Aim :: With the pictures left out, copy the listing below exactly.

Dataset content ::

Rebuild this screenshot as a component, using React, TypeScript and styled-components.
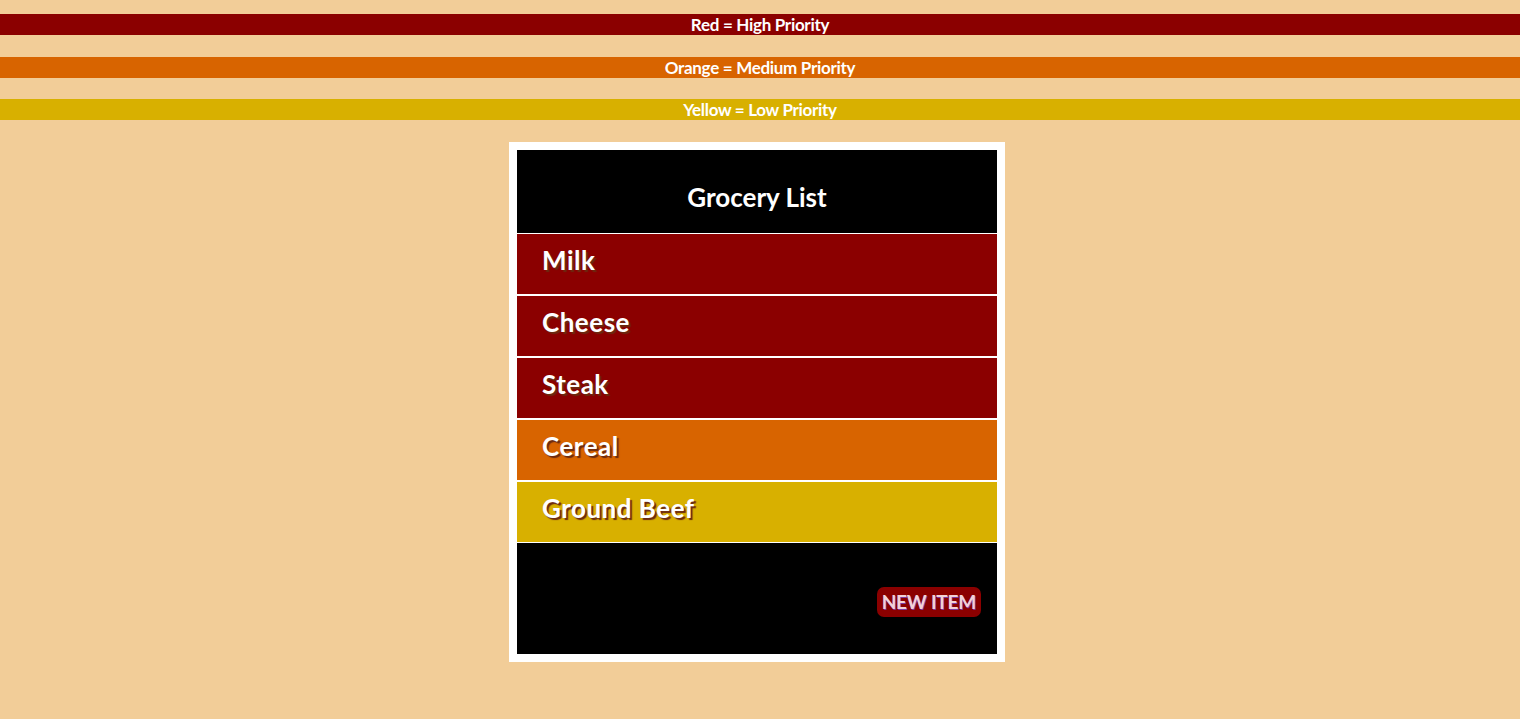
import styled, { createGlobalStyle } from "styled-components"

const GlobalStyle = createGlobalStyle`
  html, body {
    margin: 0;
    padding: 0;
    background: #f2cd98;
    font-family: Futura, "Century Gothic", Lato, "Liberation Sans", sans-serif;
  }
`

const Page = styled.div`
  padding-top: 14px;
  min-height: 719px;
  box-sizing: border-box;
`

const Legend = styled.div<{ $bg: string }>`
  background: ${(p) => p.$bg};
  color: #fff;
  font-weight: 700;
  font-size: 17px;
  line-height: 21px;
  height: 21px;
  text-align: center;
  margin-bottom: 21.5px;
  letter-spacing: -0.3px;
  &:last-of-type {
    margin-bottom: 20.5px;
  }
`

const Card = styled.div`
  width: 480px;
  margin-left: calc(50% - 251px);
  border: 8px solid #fff;
  background: #000;
`

const Header = styled.h1`
  margin: 0;
  height: 83px;
  box-sizing: border-box;
  padding-top: 32px;
  color: #fff;
  font-size: 26px;
  font-weight: 700;
  line-height: 30px;
  text-align: center;
`

const List = styled.ul`
  list-style: none;
  margin: 0;
  padding: 0;
`

const Item = styled.li<{ $bg: string }>`
  background: ${(p) => p.$bg};
  border-top: 1px solid #fff;
  border-bottom: 1px solid #fff;
  padding: 9px 25px 0;
  height: 51px;
  color: #fff;
  font-size: 26px;
  font-weight: 700;
  line-height: 34px;
  letter-spacing: 0.5px;
  text-shadow: 2px 2px 1px #6b2a10;
`

const Footer = styled.div`
  height: 111px;
  display: flex;
  justify-content: flex-end;
  align-items: flex-end;
  padding: 0 16px 37px;
  box-sizing: border-box;
`

const NewButton = styled.button`
  background: #8b0000;
  border: none;
  border-radius: 7px;
  color: #f2d2d6;
  font-family: inherit;
  font-size: 19px;
  font-weight: 700;
  height: 30px;
  padding: 0 5px;
  line-height: 30px;
  letter-spacing: -0.2px;
  text-shadow: 1px 1px 0 #7a3aa0;
  cursor: pointer;
`

const RED = "#8b0000"
const ORANGE = "#d86400"
const YELLOW = "#d8b000"

const items = [
  { name: "Milk", color: RED },
  { name: "Cheese", color: RED },
  { name: "Steak", color: RED },
  { name: "Cereal", color: ORANGE },
  { name: "Ground Beef", color: YELLOW },
]

export default function App() {
  return (
    <>
      <GlobalStyle />
      <Page>
        <Legend $bg={RED}>Red = High Priority</Legend>
        <Legend $bg={ORANGE}>Orange = Medium Priority</Legend>
        <Legend $bg={YELLOW}>Yellow = Low Priority</Legend>
        <Card>
          <Header>Grocery List</Header>
          <List>
            {items.map((it) => (
              <Item key={it.name} $bg={it.color}>
                {it.name}
              </Item>
            ))}
          </List>
          <Footer>
            <NewButton>NEW ITEM</NewButton>
          </Footer>
        </Card>
      </Page>
    </>
  )
}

Written reply ::
Rebuild this screenshot as a component, using React, TypeScript and styled-components.
import styled, { createGlobalStyle } from "styled-components"

const GlobalStyle = createGlobalStyle`
  html, body {
    margin: 0;
    padding: 0;
    background: #f2cd98;
    font-family: Futura, "Century Gothic", Lato, "Liberation Sans", sans-serif;
  }
`

const Page = styled.div`
  padding-top: 14px;
  min-height: 719px;
  box-sizing: border-box;
`

const Legend = styled.div<{ $bg: string }>`
  background: ${(p) => p.$bg};
  color: #fff;
  font-weight: 700;
  font-size: 17px;
  line-height: 21px;
  height: 21px;
  text-align: center;
  margin-bottom: 21.5px;
  letter-spacing: -0.3px;
  &:last-of-type {
    margin-bottom: 20.5px;
  }
`

const Card = styled.div`
  width: 480px;
  margin-left: calc(50% - 251px);
  border: 8px solid #fff;
  background: #000;
`

const Header = styled.h1`
  margin: 0;
  height: 83px;
  box-sizing: border-box;
  padding-top: 32px;
  color: #fff;
  font-size: 26px;
  font-weight: 700;
  line-height: 30px;
  text-align: center;
`

const List = styled.ul`
  list-style: none;
  margin: 0;
  padding: 0;
`

const Item = styled.li<{ $bg: string }>`
  background: ${(p) => p.$bg};
  border-top: 1px solid #fff;
  border-bottom: 1px solid #fff;
  padding: 9px 25px 0;
  height: 51px;
  color: #fff;
  font-size: 26px;
  font-weight: 700;
  line-height: 34px;
  letter-spacing: 0.5px;
  text-shadow: 2px 2px 1px #6b2a10;
`

const Footer = styled.div`
  height: 111px;
  display: flex;
  justify-content: flex-end;
  align-items: flex-end;
  padding: 0 16px 37px;
  box-sizing: border-box;
`

const NewButton = styled.button`
  background: #8b0000;
  border: none;
  border-radius: 7px;
  color: #f2d2d6;
  font-family: inherit;
  font-size: 19px;
  font-weight: 700;
  height: 30px;
  padding: 0 5px;
  line-height: 30px;
  letter-spacing: -0.2px;
  text-shadow: 1px 1px 0 #7a3aa0;
  cursor: pointer;
`

const RED = "#8b0000"
const ORANGE = "#d86400"
const YELLOW = "#d8b000"

const items = [
  { name: "Milk", color: RED },
  { name: "Cheese", color: RED },
  { name: "Steak", color: RED },
  { name: "Cereal", color: ORANGE },
  { name: "Ground Beef", color: YELLOW },
]

export default function App() {
  return (
    <>
      <GlobalStyle />
      <Page>
        <Legend $bg={RED}>Red = High Priority</Legend>
        <Legend $bg={ORANGE}>Orange = Medium Priority</Legend>
        <Legend $bg={YELLOW}>Yellow = Low Priority</Legend>
        <Card>
          <Header>Grocery List</Header>
          <List>
            {items.map((it) => (
              <Item key={it.name} $bg={it.color}>
                {it.name}
              </Item>
            ))}
          </List>
          <Footer>
            <NewButton>NEW ITEM</NewButton>
          </Footer>
        </Card>
      </Page>
    </>
  )
}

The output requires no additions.